Stores system metadata
The master stores system metadata such as the information about all the keyspaces, tables, roles, permissions, and assignment of tablets to YB-TServers. These system records are replicated across the YB-Masters for redundancy using Raft as well. The system metadata is also stored as a DocDB table by the YB-Master(s).
Authoritative source of assignment of tablets to YB-TServers
The YB-Master stores all tablets and the corresponding YB-TServers that currently host them. This map of tablets to the hosting YB-TServers is queried by clients (such as the YQL layer). Applications using the YB smart clients for various languages (such as Cassandra, Redis, or PostgreSQL(beta)) are very efficient in retrieving data. The smart clients query the YB-Master for the tablet to YB-TServer map and cache it. By doing so, the smart clients can talk directly to the correct YB-TServer to serve various queries without incurring additional network hops.
Background ops performed throughout the lifetime of the universe
Data Placement & Load Balancing
The YB-Master leader does the initial placement (at CREATE table time) of tablets across YB-TServers to enforce any user-defined data placement constraints and ensure uniform load. In addition, during the lifetime of the universe, as nodes are added, fail or decommissioned, it continues to balance the load and enforce data placement constraints automatically.
Aside from ensuring that the number of tablets served by each YB-TServer is balanced across the universe, the YB-Masters also ensures that each node has a symmetric number of tablet-peer leaders across eligible nodes.

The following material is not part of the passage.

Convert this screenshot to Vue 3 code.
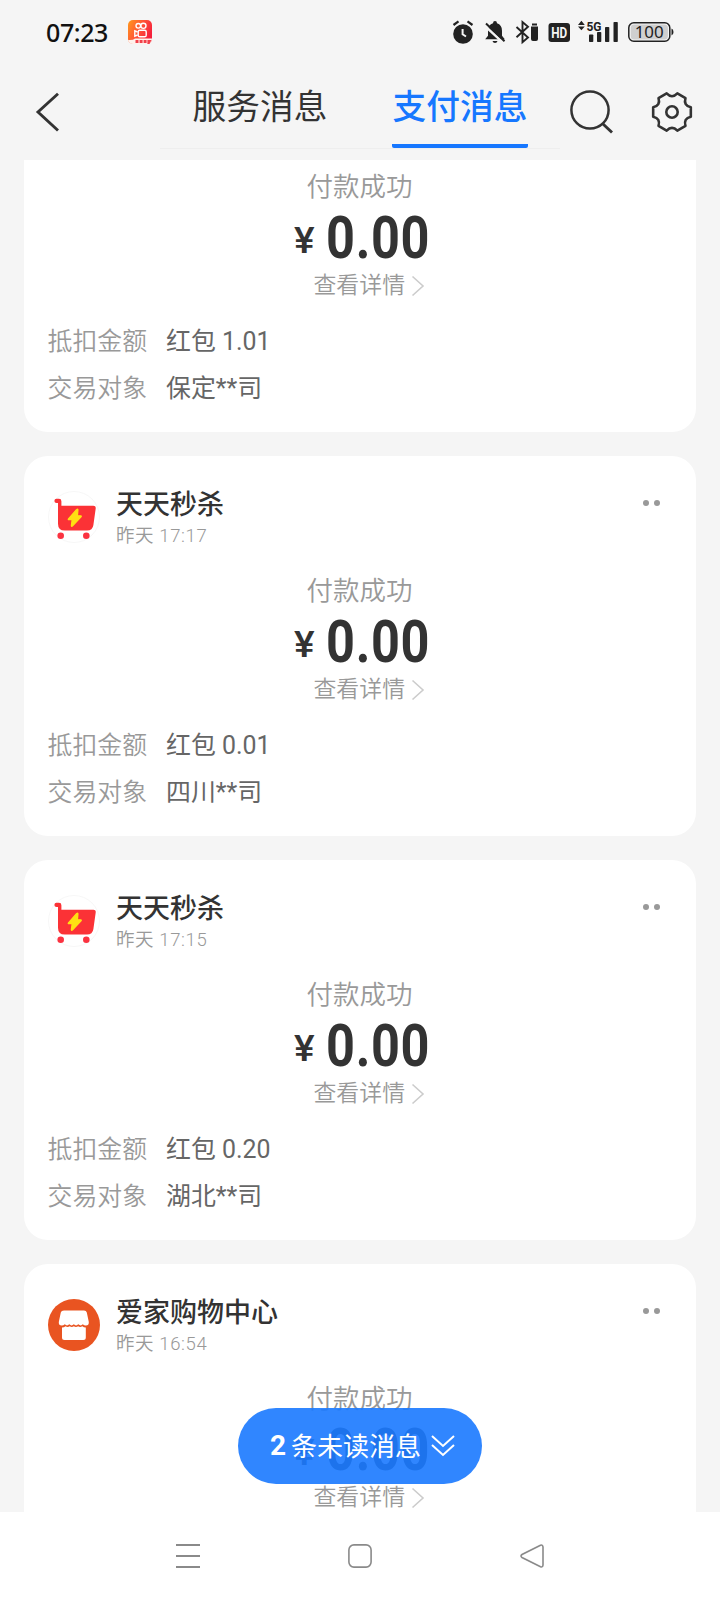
<script setup>
const cards = [
  { id: 1, bonus: '1.01', target: '保定**司' },
  { id: 2, shop: '天天秒杀', icon: 'cart', time: '17:17', bonus: '0.01', target: '四川**司' },
  { id: 3, shop: '天天秒杀', icon: 'cart', time: '17:15', bonus: '0.20', target: '湖北**司' },
  { id: 4, shop: '爱家购物中心', icon: 'store', time: '16:54' },
]

// Settings gear: six flat teeth joined by curved notches
const polar = (r, deg) => {
  const a = (deg * Math.PI) / 180
  return `${(r * Math.cos(a)).toFixed(2)} ${(r * Math.sin(a)).toFixed(2)}`
}
const gear =
  `M${polar(19.4, -14)}` +
  [0, 60, 120, 180, 240, 300]
    .map((d) => `L${polar(19.4, d + 14)}Q${polar(13, d + 30)} ${polar(19.4, d + 46)}`)
    .join('') +
  'Z'
</script>

<template>
  <div class="screen">
    <header class="status">
      <span class="clock">07:23</span>
      <svg class="app" width="24" height="24" viewBox="0 0 24 24">
        <defs>
          <linearGradient id="ks" x1="0" y1="0" x2="1" y2=".5">
            <stop offset="0" stop-color="#ff9a1c" />
            <stop offset=".55" stop-color="#ff5238" />
            <stop offset="1" stop-color="#f5203c" />
          </linearGradient>
        </defs>
        <rect width="24" height="24" rx="5" fill="url(#ks)" />
        <g fill="none" stroke="#fff" stroke-width="1.4">
          <circle cx="10.3" cy="5.8" r="2.3" />
          <circle cx="15.4" cy="5.8" r="2.6" />
          <rect x="10.2" y="10.2" width="8" height="6.6" rx="1.6" />
          <path d="M9.6 12 6.8 10.8v5.4l2.8-1.2" />
        </g>
        <path d="M0 20Q5 20.5 7 18.6H24V19q0 5-5 5H5Q1 24 0 20z" fill="#fff2ec" />
        <path d="M7.5 20h3v3h-3zM11.600 20h3v3h-3zM15.600 20h3v3h-3zM19.400 20h4.100l-2 4h-2.100z" fill="#f2404a" />
      </svg>
      <svg class="indicators" width="230" height="36" viewBox="448 15 230 36">
        <g fill="#222">
          <circle cx="463" cy="34" r="9.8" />
          <path d="m453.5 25 5-3.6M472.500 25l-5-3.6" stroke="#222" stroke-width="2.2" />
          <path d="M462.600 29v5.300l3.400 2.200" fill="none" stroke="#f5f5f5" stroke-width="2" />
          <path d="M495 21q2 0 2 2.300 5 1.600 5 7.500v5l2.800 3.400h-19.600l2.800-3.400v-5q0-5.900 5-7.500 0-2.300 2-2.300zM492.500 41h5q-.5 2-2.500 2t-2.500-2z" />
          <path d="m484.500 25.500 19 17.500" stroke="#f5f5f5" stroke-width="2.400" />
          <path d="m486 23.500 18.500 17.800" stroke="#222" stroke-width="2" />
          <path d="m516.500 27 11.500 10.500-5.500 4.700V22l5.500 4.700-11.500 10.500" fill="none" stroke="#222" stroke-width="1.900" />
          <path d="M532 23.500h5v2h-5zM531 26.500h7V39q0 2-2 2h-3q-2 0-2-2z" />
          <rect x="548.500" y="23" width="21.500" height="19" rx="3" />
          <path d="m578 25 3.400-4.200 3.400 4.200zM578 26.500l3.400 3.800 3.400-3.800z" />
          <rect x="589" y="34.500" width="4.300" height="7.500" rx=".8" />
          <rect x="597" y="32" width="4.300" height="10" rx=".8" />
          <rect x="605" y="27" width="4.300" height="15" rx=".8" />
          <rect x="613.500" y="22" width="4.300" height="20" rx=".8" />
          <path d="M671.500 28.500q2 .5 2 3.500t-2 3.500z" />
        </g>
        <rect x="628.800" y="22.700" width="41" height="18.600" rx="5" fill="#f5f5f5" stroke="#222" stroke-width="1.500" />
        <rect x="630.700" y="24.600" width="37.200" height="14.800" rx="3.500" fill="#cfcfcf" />
        <text class="hd" x="559.200" y="38" text-anchor="middle" textLength="16" lengthAdjust="spacingAndGlyphs">HD</text>
        <text class="net" x="586.500" y="30.500" textLength="15" lengthAdjust="spacingAndGlyphs">5G</text>
        <text class="pct" x="649.200" y="38" text-anchor="middle" textLength="29" lengthAdjust="spacingAndGlyphs">100</text>
      </svg>
    </header>

    <nav class="bar">
      <svg class="back" width="26" height="42" viewBox="0 0 26 42">
        <path d="M24 2.800 4 21l20 18.500" fill="none" stroke="#333" stroke-width="2.900" />
      </svg>
      <div class="tabs">
        <span class="tab">服务消息</span>
        <span class="tab active">支付消息</span>
      </div>
      <svg class="search" width="46" height="46" viewBox="0 0 46 46">
        <circle cx="21" cy="21" r="18.600" fill="none" stroke="#333" stroke-width="2.500" />
        <path d="m33.500 34.500 9.500 9" stroke="#333" stroke-width="2.900" />
      </svg>
      <svg class="gear" width="44" height="44" viewBox="-22 -22 44 44">
        <path :d="gear" fill="none" stroke="#333" stroke-width="2.600" stroke-linejoin="round" />
        <circle r="5.700" fill="none" stroke="#333" stroke-width="2.600" />
      </svg>
    </nav>

    <main class="feed">
      <section v-for="c in cards" :key="c.id" class="card" :class="{ cut: !c.shop, last: !c.bonus }">
        <div v-if="c.shop" class="head">
          <svg v-if="c.icon === 'cart'" class="avatar" width="52" height="52" viewBox="0 0 52 52">
            <circle cx="26" cy="26" r="25.500" fill="#fff" stroke="#f7f7f7" />
            <path d="M8.500 7.800H11q2.400 0 2.400 2.400v4.600h32q2.700 0 2.300 2.700L45.400 34q-.8 5.600-6.400 5.600H16.800q-6.800 0-6.800-6.800V12H8.500q-2.100 0-2.100-2.100t2.100-2.100z" fill="#fb3236" />
            <circle cx="12.700" cy="44.800" r="3.300" fill="#fb3240" />
            <circle cx="38.300" cy="44.800" r="3.300" fill="#fb3240" />
            <path d="M28.500 18.700 20.500 27.800q-.7.900.5.900h3.200l-.8 5.900q0 1.300 1 .5l8.600-9.300q.8-1-.4-1h-3.200l.5-5.900q0-1.200-1.400-.2z" fill="#ffe013" stroke="#ffe013" stroke-width="1.300" />
          </svg>
          <svg v-else class="avatar" width="52" height="52" viewBox="0 0 52 52">
            <circle cx="26" cy="26" r="26" fill="#e95421" />
            <path d="M16 11.500h20q2.300 0 2.800 2l2 9.500q.3 3.500-3 3.500-1.700 0-3-1.200-2 2.200-4.500 0-2.200 2.200-4.500 0-2.200 2.200-4.500 0-2.200 2.200-4.500 0-1.300 1.200-3 1.200-3.300 0-3-3.500l2-9.500q.5-2 3.200-2z" fill="#fff" />
            <path d="M14 28.500q2 0 3.500-1.200 2 1.500 4.200 0 2 1.500 4.200 0 2 1.500 4.200 0 2 1.500 4.200 0 1.500 1.200 3.500 1.200v10q0 2.500-2.500 2.500H16.500q-2.500 0-2.500-2.500z" fill="#fff" />
          </svg>
          <div class="who">
            <b class="shop">{{ c.shop }}</b>
            <span class="time">昨天 {{ c.time }}</span>
          </div>
          <span class="more"><i></i><i></i></span>
        </div>
        <div class="pay">
          <span class="result">付款成功</span>
          <div class="amount"><span class="yen">¥</span><span class="num">0.00</span></div>
          <span class="detail">查看详情<svg width="14" height="22" viewBox="0 0 14 22"><path d="m1.500 1.500 10.500 9.500-10.500 9.500" fill="none" stroke="#ccc" stroke-width="1.600" /></svg></span>
        </div>
        <dl v-if="c.bonus" class="rows">
          <div class="row"><dt>抵扣金额</dt><dd>红包 {{ c.bonus }}</dd></div>
          <div class="row"><dt>交易对象</dt><dd>{{ c.target }}</dd></div>
        </dl>
      </section>
    </main>

    <button class="unread">
      <b>2</b><span>条未读消息</span>
      <svg width="24" height="24" viewBox="0 0 24 24"><path d="m1 2 11 10L23 2M1 11l11 10 11-10" fill="none" stroke="#fff" stroke-width="2" /></svg>
    </button>

    <footer class="system">
      <svg width="24" height="26" viewBox="0 0 24 26"><path d="M0 2h24M0 13h24M0 24h24" stroke="#8a8a8a" stroke-width="1.800" /></svg>
      <svg width="24" height="26" viewBox="0 0 24 26"><rect x=".9" y="1.900" width="22.200" height="22.200" rx="5" fill="none" stroke="#8a8a8a" stroke-width="1.600" /></svg>
      <svg width="24" height="26" viewBox="0 0 24 26"><path d="M20.500 2.200 2 11.500q-2 1.500 0 3l18.500 9.300q2.300.7 2.500-1.800V4q-.2-2.500-2.500-1.800z" fill="none" stroke="#8a8a8a" stroke-width="1.600" /></svg>
    </footer>
  </div>
</template>

<style>
body { margin: 0; background: #f5f5f5; }
</style>

<style scoped>
.screen {
  position: relative;
  display: flex;
  flex-direction: column;
  width: 720px;
  height: 1600px;
  overflow: hidden;
  background: #f5f5f5;
  color: #333;
  font-family: Roboto, "Noto Sans CJK SC", sans-serif;
}
.status { display: flex; align-items: center; height: 64px; flex: none; box-sizing: border-box; padding: 0 42px 0 46px; }
.clock { width: 82px; font: 500 25px/64px "Noto Sans", sans-serif; color: #111; letter-spacing: -.4px; }
.indicators { margin-left: auto; margin-top: 2px; }
.hd { font: 700 14px Roboto, sans-serif; fill: #f5f5f5; }
.net { font: 700 13.500px Roboto, sans-serif; fill: #222; }
.pct { font: 400 16px "Noto Sans", sans-serif; fill: #222; }
.bar { display: flex; align-items: flex-start; height: 96px; flex: none; box-sizing: border-box; padding-left: 34px; }
.back { margin-top: 27px; }
.tabs { display: flex; gap: 64px; width: 400px; height: 85px; box-sizing: border-box; margin-left: 100px; padding-left: 32px; border-bottom: 1px solid #eeeeee; }
.tab { width: 136px; height: 84px; box-sizing: border-box; font-size: 33.700px; line-height: 88px; text-align: center; white-space: nowrap; }
.active { border-bottom: 4px solid #1677ff; border-radius: 2px; color: #1677ff; font-weight: 500; }
.search { margin: 25px 0 0 9px; }
.gear { margin: 26px 0 0 35px; }
.feed { display: flex; flex-direction: column; gap: 24px; height: 1352px; flex: none; padding: 0 24px; overflow: hidden; box-sizing: border-box; }
.card { flex: none; height: 380px; box-sizing: border-box; padding: 0 24px; border-radius: 24px; background: #fff; }
.cut { height: 272px; border-radius: 0 0 24px 24px; }
.last { height: 248px; border-radius: 24px 24px 0 0; }
.head { display: flex; height: 108px; box-sizing: border-box; padding-top: 35px; }
.avatar { margin-left: -.5px; }
.who { display: flex; flex-direction: column; margin: -4px 0 0 16.500px; }
.shop { font-size: 27px; line-height: 36px; font-weight: 500; }
.time { font-size: 18.500px; line-height: 26px; color: #999; font-weight: 350; letter-spacing: .6px; }
.more { display: flex; gap: 5px; margin: 9px 12px 0 auto; }
.more i { width: 6px; height: 6px; border-radius: 50%; background: #999; }
.pay { display: flex; flex-direction: column; align-items: center; }
.result { margin: 9px 1px 0 0; font-size: 26.500px; line-height: 36px; color: #999; font-weight: 350; }
.amount { display: flex; height: 64px; width: 136px; }
.yen { flex: none; width: 32px; margin-left: 2px; font-size: 37px; line-height: 72px; font-weight: 500; transform: scaleX(1.05); transform-origin: 0 50%; }
.num { flex: none; font-size: 59px; line-height: 65px; font-weight: 700; letter-spacing: .800px; transform: scaleX(.855); transform-origin: 0 50%; }
.detail { display: flex; align-items: center; gap: 6px; margin-left: 18.500px; font-size: 22.900px; line-height: 34px; color: #999; font-weight: 350; }
.rows { margin: 15.500px 0 0 -.5px; }
.row { display: flex; height: 47px; font-size: 24.900px; line-height: 46px; }
dt { width: 118.500px; color: #999; font-weight: 350; }
dd { margin: 0; color: #666; font-weight: 400; }
.unread { position: absolute; left: 238px; top: 1408px; display: flex; align-items: center; width: 244px; height: 76px; box-sizing: border-box; padding: 0 0 0 32px; border: 0; border-radius: 38px; background: rgba(28, 122, 255, .91); color: #fff; font: 400 26px/76px Roboto, "Noto Sans CJK SC", sans-serif; }
.unread b { font-size: 28px; width: 21px; text-align: left; }
.unread span { width: 130px; white-space: nowrap; padding-top: 1px; }
.unread svg { margin-left: 9.500px; }
.system { display: flex; align-items: center; justify-content: space-between; height: 88px; flex: none; box-sizing: border-box; padding: 0 176px; background: #fff; }
</style>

Re-replication of data on extended YB-TServer failure
The YB-Master receives heartbeats from all the YB-TServers, and tracks their liveness. It detects if any YB-TServers has failed, and keeps track of the time interval for which the YB-TServer remains in a failed state. If the time duration of the failure extends beyond a threshold, it finds replacement YB-TServers to which the tablet data of the failed YB-TServer is re-replicated. Re-replication is initiated in a throttled fashion by the YB-Master leader so as to not impact the foreground operations of the universe.